By Gara LaMarche
The following is adapted from the keynote speech at the Funders Committee for Civic Participation conference in Washington, D.C., on October 6, 2015.
In Citizen, the poet Claudia Rankine, writing about the abandonment of Black lives after Hurricane Katrina – a signal event in the shift toward the current political moment – says “the fiction of the facts assumes innocence, ignorance, lack of intention, misdirection; the necessary conditions of a certain time and place.”
To overcome the fictions we tell ourselves requires us to acknowledge that the way the criminal justice system operates for Black and brown people, like the way our national security system has operated since 9/11, and the way our immigration system has functioned for virtually all of American history, is to restrict and confine participation in American democracy – to squelch civic engagement in the most literal sense.
Many funders are leading the way toward a broader approach to civic engagement that narrows the (too-often racial) divide in our approach to social justice issues. Admirable as this is, this broader approach should acknowledge two ideas. First, that the way the criminal justice system works should be seen by philanthropy, as it is clear it is seen by those taking to the streets, as a core democracy issue; and second, that tactics and approaches that advance democracy also can be found well outside the ballot box.
To that end, our civic engagement framework must make room for the growing use of direct action tactics and the role they play in sparking a more responsive democracy.

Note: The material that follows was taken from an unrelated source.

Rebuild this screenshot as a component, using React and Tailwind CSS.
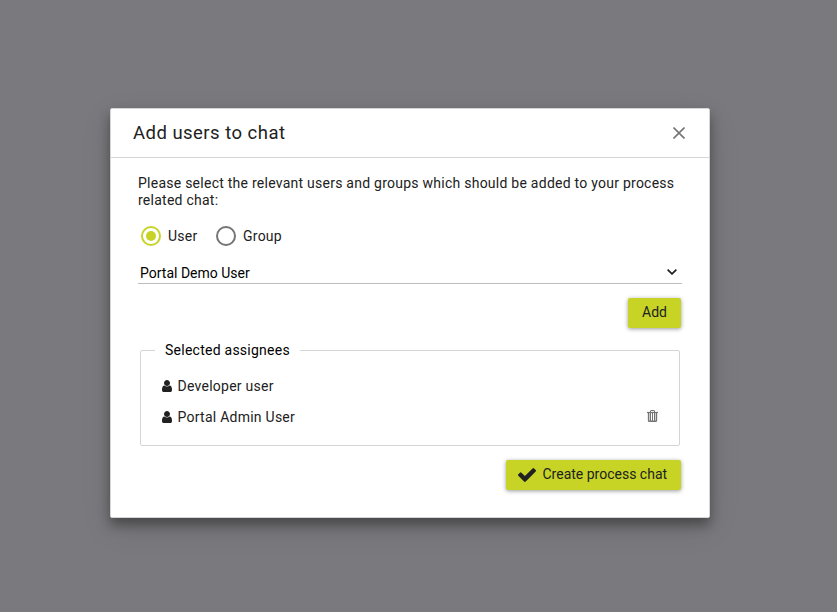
import React from 'react';

function UserIcon() {
  return (
    <svg viewBox="0 0 1280 1536" className="mb-[2px] h-[12px] w-[10px] shrink-0" preserveAspectRatio="none" fill="#212121">
      <path d="M1280 1271q0 109-62.5 187t-150.5 78h-854q-88 0-150.5-78t-62.5-187q0-85 8.500-160.500t31.500-152 58.500-131 94-89 134.500-34.500q131 128 313 128t313-128q76 0 134.500 34.500t94 89 58.500 131 31.500 152 8.500 160.500zm-256-887q0 159-112.500 271.500t-271.500 112.500-271.500-112.500-112.500-271.500 112.500-271.500 271.500-112.500 271.500 112.500 112.500 271.500z" />
    </svg>
  );
}

function TrashIcon() {
  return (
    <svg viewBox="0 0 11 12" className="mb-[3px] h-[12px] w-[11px]" fill="none" stroke="#757575">
      <path d="M0 2.500h11" strokeWidth="1.2" />
      <path d="M3.500 2V1q0-.5.5-.5h3q.5 0 .5.5v1" />
      <path d="M1.600 2.500v8q0 .8.8.8h6.200q.8 0 .8-.8v-8" strokeWidth="1.5" />
      <path d="M3.500 3v8M5.500 3v8M7.500 3v8" />
    </svg>
  );
}

function Radio({ label, checked }) {
  return (
    <label className="flex items-center gap-[7px]">
      <span
        className={
          checked
            ? 'flex size-5 items-center justify-center rounded-full border-2 border-[#c7d426]'
            : 'flex size-5 items-center justify-center rounded-full border-2 border-[#757575]'
        }
      >
        {checked && <span className="size-[10px] rounded-full bg-[#c7d426]" />}
      </span>
      <span>{label}</span>
    </label>
  );
}

export default function App() {
  return (
    <div className="flex h-[612px] w-[837px] items-start bg-[#7a797d] pt-[108px] pl-[110px] font-['Roboto','Liberation_Sans',sans-serif] text-[14px] leading-[17px] tracking-[0.25px] text-[#212121]">
      <div className="flex h-[410px] w-[600px] flex-col rounded-[2px] border border-[#d5d5d5] bg-white shadow-[0_7px_12px_rgba(0,0,0,0.35),0_10px_30px_rgba(0,0,0,0.12)]">
        <header className="flex h-[49px] shrink-0 items-center justify-between border-b border-[#d5d5d5] pr-[24px] pl-[22px]">
          <h1 className="text-[18.5px] leading-6 tracking-[0.47px]">Add users to chat</h1>
          <svg viewBox="0 0 12 12" className="size-3" fill="none" stroke="#757575" strokeWidth="1.6">
            <path d="M.5.5l11 11M11.500.5l-11 11" />
          </svg>
        </header>
        <main className="flex flex-col pt-[17px] pr-[27px] pl-[27px]">
          <p className="whitespace-nowrap">
            Please select the relevant users and groups which should be added to your process
            <br />
            related chat:
          </p>
          <div className="mt-[17px] flex gap-[18.5px] pl-[3px]">
            <Radio label="User" checked />
            <Radio label="Group" />
          </div>
          <div className="mt-[17px] flex h-[21px] items-center justify-between border-b border-[#bdbdbd] pr-[5px] pl-[2px] tracking-normal text-black">
            <span>Portal Demo User</span>
            <svg viewBox="0 0 10 6" className="mb-[3px] h-[6px] w-[10px]" fill="none" stroke="#212121" strokeWidth="1.7">
              <path d="M.6.6L5 4.900 9.400.6" />
            </svg>
          </div>
          <button className="mt-[14px] mr-px flex h-[30px] w-[53px] items-center justify-center self-end rounded-[2px] bg-[#c7d426] pb-px tracking-normal shadow-[0_1px_4px_rgba(0,0,0,0.4)]">
            Add
          </button>
          <fieldset className="mx-[2px] mt-[14px] h-[104px] rounded-[2px] border border-[#d5d5d5] px-[21px]">
            <legend className="-ml-[7px] px-[10px] text-black">Selected assignees</legend>
            <ul className="mt-[19px] flex flex-col gap-[14px]">
              <li className="flex items-center gap-[5.5px]">
                <UserIcon />
                Developer user
              </li>
              <li className="flex items-center gap-[5.5px]">
                <UserIcon />
                <span className="grow">Portal Admin User</span>
                <TrashIcon />
              </li>
            </ul>
          </fieldset>
          <button className="mt-[14px] mr-px flex h-[30px] w-[175px] items-center gap-[7px] self-end rounded-[2px] bg-[#c7d426] pl-[11.5px] tracking-normal shadow-[0_1px_4px_rgba(0,0,0,0.4)]">
            <svg viewBox="121 334 1550 1188" className="h-[14px] w-[18px]" fill="#212121">
              <path d="M1671 566q0 40-28 68l-724 724-136 136q-28 28-68 28t-68-28l-136-136-362-362q-28-28-28-68t28-68l136-136q28-28 68-28t68 28l294 295 656-657q28-28 68-28t68 28l136 136q28 28 28 68z" />
            </svg>
            <span className="pb-px">Create process chat</span>
          </button>
        </main>
      </div>
    </div>
  );
}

It’s important to note that, beyond providing more core, flexible, rapid response support for the new, emerging infrastructure of, say, The Movement for Black Lives, philanthropists cannot control how direct action tactics are used. But we can control our responses to direct action and disruption.
As Washington State Senator Pramila Jayapal wrote in response to disruption by Black Lives Matter protestors at a recent Bernie Sanders rally in Seattle:
“If we want to win for ALL of us on racial, economic and social justice issues, we need multiple sets of tactics, working together. Some are disruptive tactics. Some are loving tactics. Some are truth-telling tactics. Some can only be taken on by white people. Some can only be taken on by people of color. Sometimes we need someone from the other strand to step in and hold us up. Other times, we have to step out and hold them up.”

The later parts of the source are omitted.